I mean, it pretty much is, and three nights of that doesn’t amount to much. You of course have limited power to keep the lights on, so you have to use a scanner in each room to see if the ghost is even there. If you’re looking at the hallway, several rooms get marked to check when the ghost vanishes. That saves you the trouble of checking every room, but there’s no foolproof way to keep people from eating it. Also, you lose a huge chunk of power every time someone dies for no good reason, which just makes those first few inevitable losses all the more frustrating. In a genre already crowded with sequels and creative riffs on the theme, this one is squarely in Why Bother territory.
FINAL VERDICT: Dead
Earth Atlantis
Shmups need a good hook to stand out from the pack, and Earth Atlantis definitely brings that to the table. Featuring a sketched, sepia-toned style that makes clever use of both 2D and 3D graphics, this one is sure to be eye-catching. It mixes up the gameplay, too, dropping you into the post-apocalyptic ruins of a flooded Earth (friendly reminder that climate change is real) to pilot your tanky submersible in hunts against mechanical beasties. The depths are swarming with robotic prey, and your job is to hunt down as many big bosses as you can.
It’s more of a score attack thing than most shmups, eschewing levels and progression for an open map full of targets to take down.

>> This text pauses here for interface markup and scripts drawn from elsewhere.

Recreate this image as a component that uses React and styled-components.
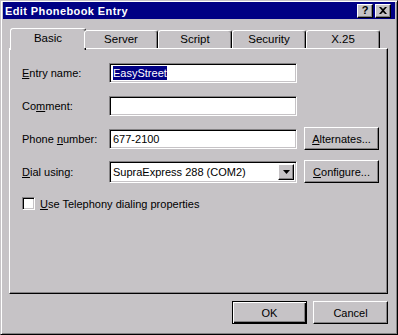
import * as React from "react";
import styled, { createGlobalStyle, css } from "styled-components";

const gray = "#c6c3c6";
const shadow = "#848284";
const navy = "#000084";

const Global = createGlobalStyle`
  html, body {
    margin: 0;
    background: ${gray};
  }
  body {
    font-family: "Liberation Sans", Arial, sans-serif;
    font-size: 11px;
    color: #000;
  }
`;

const raised = css`
  border-style: solid;
  border-width: 1px;
  border-color: #fff #000 #000 #fff;
  box-shadow: inset -1px -1px 0 ${shadow}, inset 1px 1px 0 ${gray};
`;

const sunken = css`
  border-style: solid;
  border-width: 1px;
  border-color: ${shadow} #fff #fff ${shadow};
  box-shadow: inset 1px 1px 0 #000, inset -1px -1px 0 ${gray};
`;

const Window = styled.div`
  box-sizing: border-box;
  width: 398px;
  height: 335px;
  background: ${gray};
  border-style: solid;
  border-width: 1px;
  border-color: ${gray} #000 #000 ${gray};
  box-shadow: inset 1px 1px 0 #fff, inset -1px -1px 0 ${shadow};
  display: flex;
  flex-direction: column;
  padding: 1px 2px 2px 2px;
`;

const TitleBar = styled.div`
  height: 18px;
  background: ${navy};
  display: flex;
  align-items: center;
  justify-content: space-between;
  padding: 0 4px 0 2px;
`;

const Title = styled.span`
  color: #fff;
  font-weight: bold;
  font-size: 11px;
  letter-spacing: 0.4px;
`;

const CaptionButtons = styled.div`
  display: flex;
  gap: 2px;
`;

const CaptionButton = styled.div`
  ${raised};
  box-sizing: border-box;
  width: 16px;
  height: 14px;
  background: ${gray};
  display: flex;
  align-items: center;
  justify-content: center;
  font-weight: bold;
  font-size: 11px;
  line-height: 1;
`;

const Content = styled.div`
  flex: 1;
  display: flex;
  flex-direction: column;
  padding: 9px 7px 8px 6px;
`;

const TabRow = styled.div`
  display: flex;
  align-items: flex-end;
  padding-left: 3px;
  height: 20px;
  position: relative;
  z-index: 1;
`;

const Tab = styled.div`
  box-sizing: border-box;
  width: ${(p) => (p.$active ? p.$w + 4 : p.$w)}px;
  height: ${(p) => (p.$active ? 22 : 18)}px;
  margin: ${(p) => (p.$active ? "0 -2px -2px -2px" : "0")};
  background: ${gray};
  border-style: solid;
  border-width: 1px 1px 0 1px;
  border-color: #fff #000 transparent #fff;
  border-radius: 3px 3px 0 0;
  box-shadow: inset -1px 0 0 ${shadow};
  display: flex;
  justify-content: center;
  padding-top: ${(p) => (p.$active ? 3 : 2)}px;
  font-size: 11.5px;
`;

const Panel = styled.div`
  box-sizing: border-box;
  height: 246px;
  border-style: solid;
  border-width: 1px;
  border-color: #fff #000 #000 #fff;
  box-shadow: inset -1px -1px 0 ${shadow};
  padding: 12px 9px 0 12px;
`;

const FormGrid = styled.div`
  display: grid;
  grid-template-columns: 80px 188px 75px;
  grid-auto-rows: 23px;
  column-gap: 7px;
  row-gap: 10px;
  align-items: center;
`;

const Label = styled.label`
  white-space: nowrap;
`;

const TextBox = styled.div`
  ${sunken};
  box-sizing: border-box;
  height: 20px;
  background: #fff;
  display: flex;
  align-items: center;
  padding-left: 3px;
  white-space: nowrap;
`;

const Selected = styled.span`
  background: ${navy};
  color: #fff;
  padding: 1px 0;
`;

const Combo = styled(TextBox)`
  height: 22px;
  justify-content: space-between;
  padding-right: 2px;
`;

const DropButton = styled.div`
  ${raised};
  box-sizing: border-box;
  width: 16px;
  height: 16px;
  background: ${gray};
  display: flex;
  align-items: center;
  justify-content: center;
`;

const Button = styled.div`
  ${raised};
  box-sizing: border-box;
  width: 75px;
  height: 23px;
  background: ${gray};
  display: flex;
  align-items: center;
  justify-content: center;
  ${(p) =>
    p.$default &&
    css`
      border: 1px solid #000;
      box-shadow: inset 1px 1px 0 #fff, inset -1px -1px 0 #000,
        inset -2px -2px 0 ${shadow};
    `}
`;

const CheckRow = styled.div`
  display: flex;
  align-items: center;
  gap: 5px;
  margin-top: 14px;
`;

const CheckBox = styled.div`
  ${sunken};
  box-sizing: border-box;
  width: 13px;
  height: 13px;
  background: #fff;
`;

const Footer = styled.div`
  display: flex;
  justify-content: flex-end;
  gap: 6px;
  margin-top: 7px;
`;

const tabs = [
  { name: "Basic", w: 72 },
  { name: "Server", w: 74 },
  { name: "Script", w: 74 },
  { name: "Security", w: 74 },
  { name: "X.25", w: 74 },
];

export default function App() {
  return (
    <>
      <Global />
      <Window>
        <TitleBar>
          <Title>Edit Phonebook Entry</Title>
          <CaptionButtons>
            <CaptionButton>?</CaptionButton>
            <CaptionButton>
              <svg width="8" height="7" viewBox="0 0 8 7">
                <path d="M0 0h2l2 2 2-2h2L5 3.5 8 7H6L4 5 2 7H0l3-3.5z" fill="#000" />
              </svg>
            </CaptionButton>
          </CaptionButtons>
        </TitleBar>
        <Content>
          <TabRow>
            {tabs.map((t, i) => (
              <Tab key={t.name} $w={t.w} $active={i === 0}>
                {t.name}
              </Tab>
            ))}
          </TabRow>
          <Panel>
            <FormGrid>
              <Label><u>E</u>ntry name:</Label>
              <TextBox><Selected>EasyStreet</Selected></TextBox>
              <span />
              <Label>Co<u>m</u>ment:</Label>
              <TextBox />
              <span />
              <Label>Phone <u>n</u>umber:</Label>
              <TextBox>677-2100</TextBox>
              <Button><u>A</u>lternates...</Button>
              <Label><u>D</u>ial using:</Label>
              <Combo>
                SupraExpress 288 (COM2)
                <DropButton>
                  <svg width="7" height="4" viewBox="0 0 7 4">
                    <path d="M0 0h7L3.5 4z" fill="#000" />
                  </svg>
                </DropButton>
              </Combo>
              <Button><u>C</u>onfigure...</Button>
            </FormGrid>
            <CheckRow>
              <CheckBox />
              <span><u>U</u>se Telephony dialing properties</span>
            </CheckRow>
          </Panel>
          <Footer>
            <Button $default>OK</Button>
            <Button>Cancel</Button>
          </Footer>
        </Content>
      </Window>
    </>
  );
}
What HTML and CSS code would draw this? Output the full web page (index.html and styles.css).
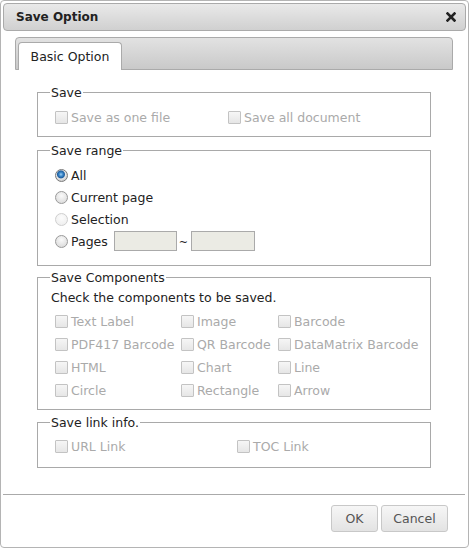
FILE: index.html
```
<!DOCTYPE html>
<html>
<head>
<meta charset="utf-8">
<link rel="stylesheet" href="styles.css">
</head>
<body>
<div class="dialog">
  <div class="titlebar">
    <span class="title">Save Option</span>
    <svg class="close" width="10" height="10" viewBox="0 0 10 10"><path d="M1.5 1.5 L8.5 8.5 M8.5 1.5 L1.5 8.5" stroke="#222" stroke-width="2.6" stroke-linecap="square"/></svg>
  </div>
  <div class="tabbar">
    <div class="tab">Basic Option</div>
  </div>
  <div class="panel">
    <fieldset class="group save">
      <legend>Save</legend>
      <div class="row cols-save">
        <label class="opt off"><span class="cb"></span>Save as one file</label>
        <label class="opt off"><span class="cb"></span>Save all document</label>
      </div>
    </fieldset>
    <fieldset class="group range">
      <legend>Save range</legend>
      <label class="ropt"><span class="rb on"></span>All</label>
      <label class="ropt"><span class="rb"></span>Current page</label>
      <label class="ropt"><span class="rb dis"></span>Selection</label>
      <label class="ropt"><span class="rb"></span>Pages<span class="field first"></span><span class="tilde">~</span><span class="field second"></span></label>
    </fieldset>
    <fieldset class="group comps">
      <legend>Save Components</legend>
      <div class="hint">Check the components to be saved.</div>
      <div class="grid">
        <label class="opt off"><span class="cb"></span>Text Label</label>
        <label class="opt off"><span class="cb"></span>Image</label>
        <label class="opt off"><span class="cb"></span>Barcode</label>
        <label class="opt off"><span class="cb"></span>PDF417 Barcode</label>
        <label class="opt off"><span class="cb"></span>QR Barcode</label>
        <label class="opt off"><span class="cb"></span>DataMatrix Barcode</label>
        <label class="opt off"><span class="cb"></span>HTML</label>
        <label class="opt off"><span class="cb"></span>Chart</label>
        <label class="opt off"><span class="cb"></span>Line</label>
        <label class="opt off"><span class="cb"></span>Circle</label>
        <label class="opt off"><span class="cb"></span>Rectangle</label>
        <label class="opt off"><span class="cb"></span>Arrow</label>
      </div>
    </fieldset>
    <fieldset class="group links">
      <legend>Save link info.</legend>
      <div class="row cols-link">
        <label class="opt off"><span class="cb"></span>URL Link</label>
        <label class="opt off"><span class="cb"></span>TOC Link</label>
      </div>
    </fieldset>
  </div>
  <div class="footer">
    <button class="btn ok">OK</button>
    <button class="btn cancel">Cancel</button>
  </div>
</div>
</body>
</html>
```
FILE: styles.css
```
* { box-sizing: border-box; }
html, body { margin: 0; padding: 0; background: #fff; }
body { font-family: "DejaVu Sans", Verdana, sans-serif; font-size: 12.5px; color: #222; }

.dialog {
  width: 469px; height: 548px;
  border: 1px solid #b4b4b4;
  border-radius: 4px;
  padding: 2px;
  display: flex; flex-direction: column;
  background: #fff;
}
.titlebar {
  height: 28px;
  border: 1px solid #aaa;
  border-radius: 4px;
  background: linear-gradient(#e9e9e9, #d0d0d0);
  display: flex; align-items: center; justify-content: space-between;
  padding: 0 9px 0 12px;
}
.title { font-weight: bold; font-size: 12px; color: #222; }
.close { display: block; }

.tabbar {
  margin: 6px 13px 0 12px;
  height: 33px;
  border: 1px solid #aaa;
  border-radius: 4px 4px 0 0;
  background: linear-gradient(#e2e2e2, #c9c9c9);
  display: flex; align-items: flex-end;
  padding-left: 2px;
}
.tab {
  height: 28px;
  margin-bottom: -1px;
  border: 1px solid #aaa; border-bottom: none;
  border-radius: 4px 4px 0 0;
  background: #fff;
  width: 104px;
  text-align: center;
  line-height: 27px;
  font-size: 12.5px;
  color: #222;
}

.panel { flex: 1; padding: 15px 35px 0 34px; }
.group {
  margin: 0 0 5px; padding: 6px 12px 8px;
  border: 1px solid #a9a9a9;
  min-width: 0;
}
.group legend { padding: 0 1px; font-size: 12.5px; color: #222; line-height: 15px; }
.save { margin-bottom: 6px; padding-bottom: 7px; }

.row { display: grid; padding-left: 5px; }
.cols-save { grid-template-columns: 173px auto; }
.cols-link { grid-template-columns: 182px auto; }

.opt { display: flex; align-items: center; height: 23px; white-space: nowrap; }
.opt.off { color: #aaa; }
.cb {
  width: 13px; height: 13px; margin-right: 3px; flex: none;
  border: 1px solid #c3c3c3;
  border-radius: 1px;
  background: linear-gradient(#f6f6f6, #e6e6e6);
}

.range { padding-top: 6px; padding-bottom: 13px; margin-bottom: 4px; }
.ropt { display: flex; align-items: center; height: 22px; padding-left: 5px; }
.rb {
  width: 13px; height: 13px; margin-right: 3px; flex: none;
  border-radius: 50%;
  border: 1px solid #9a9a9a;
  background: radial-gradient(circle at 50% 35%, #fafafa, #d5d5d5);
}
.rb.dis { border-color: #cfcfcf; background: radial-gradient(circle at 50% 35%, #fcfcfc, #ececec); }
.rb.on { background: radial-gradient(circle at 45% 40%, #9fd0f5 0, #3a86c8 2px, #1f5e9e 3.5px, #e8e8e8 4.5px, #d2d2d2 6px); border-color: #7a7a7a; }
.field {
  display: inline-block; width: 63px; height: 20px;
  border: 1px solid #aaa; background: #ebebe4;
}
.field.first { margin-left: 6px; }
.field.second { width: 64px; }
.tilde { margin: 2px 3px 0 2px; font-size: 11px; }

.comps { padding-top: 5px; padding-bottom: 7px; }
.hint { height: 20px; line-height: 16px; padding-left: 1px; }
.grid { display: grid; grid-template-columns: 126px 97px auto; padding-left: 5px; }

.links { padding-top: 5px; padding-bottom: 9px; }

.footer {
  border-top: 1px solid #aaa;
  margin-right: 1px;
  padding: 10px 17px 13px;
  display: flex; justify-content: flex-end; gap: 3px;
}
.btn {
  height: 27px;
  font-family: "DejaVu Sans", Verdana, sans-serif; font-size: 12.5px;
  color: #555;
  border: 1px solid #c8c8c8;
  border-radius: 3px;
  background: linear-gradient(#f6f6f6, #e3e3e3);
  padding: 0;
}
.btn.ok { width: 47px; }
.btn.cancel { width: 67px; }
```
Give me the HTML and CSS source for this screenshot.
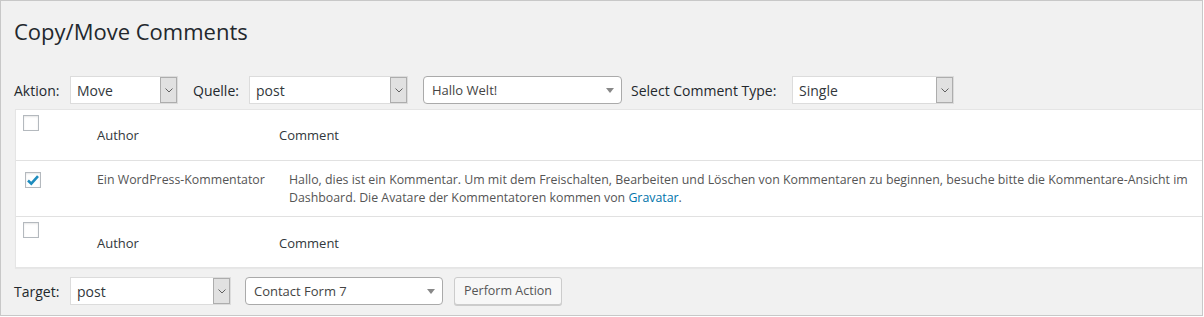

A few are active at once, and new ones spawn in as you take down the old, so you’ll have your fill of bosses to battle and power-ups to hunt in between. The map will take some getting used to, though, choked with girders and debris that turn it into more of a maze than it really should be. Still, there are enough bosses and ships to hunt them in to last you a good long while, as well as a Hunter mode to unlock that surely changes the gameplay up somehow. For a compact shmup of a very different stripe, this one’s definitely worth a look.